A $10-million sale product would be considered absolutely huge in the biostimulant space — a far cry from biopesticides and synthetic pesticides that require far larger outlays of money and time. Biostimulants currently take on the order of months to launch, compared with three to five years for a biopesticide.

The U.S. biostimulant market is valued at about $400 million to $500 million at the manufacturer level, according to Trimmer.

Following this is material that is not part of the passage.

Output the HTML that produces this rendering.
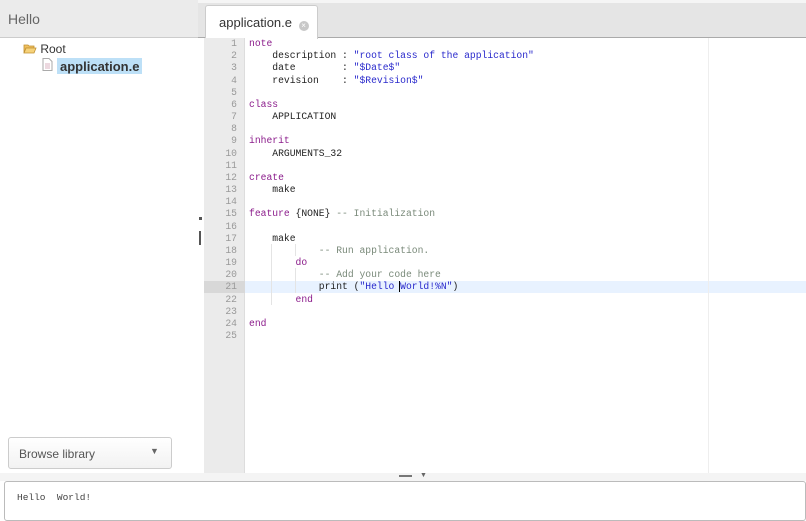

He projects it to grow 13% on a consolidated annual growth rate basis to $1.3 billion by 2025.

By contrast, the North American biopesticides market is worth about $925 million, and is expected to top $3.5 billion by 2025, and over $3.9 billion including macroorganisms.

Trimmer says if EPA provides a favorable resolution, U.S. growth could surpass its forecasts.

“The concern is that if EPA comes with a very stringent approach and applies current pesticide guidelines to biostimulants, it will definitely suppress market development in the U.S.,” Trimmer tells CropLife. “If it is more in line with what the industry perceives as potential risk for these products, which are based on seaweed, amino acids, and microbials, a clear regulation on the federal level will be beneficial to the market and will probably provide clarity and harmony across all the states.”

Marrone agrees: “What we don’t want is that biostimulants become so bland and generic, that you just throw one in the tank and it’s just an extra add-on. There’re a lot of players with stuff that there isn’t science behind — a lot of ‘bathtub brews.’ We do want that kind of shakeout and some regulatory framework. We don’t want an over-regulatory framework, but some will certainly help that.”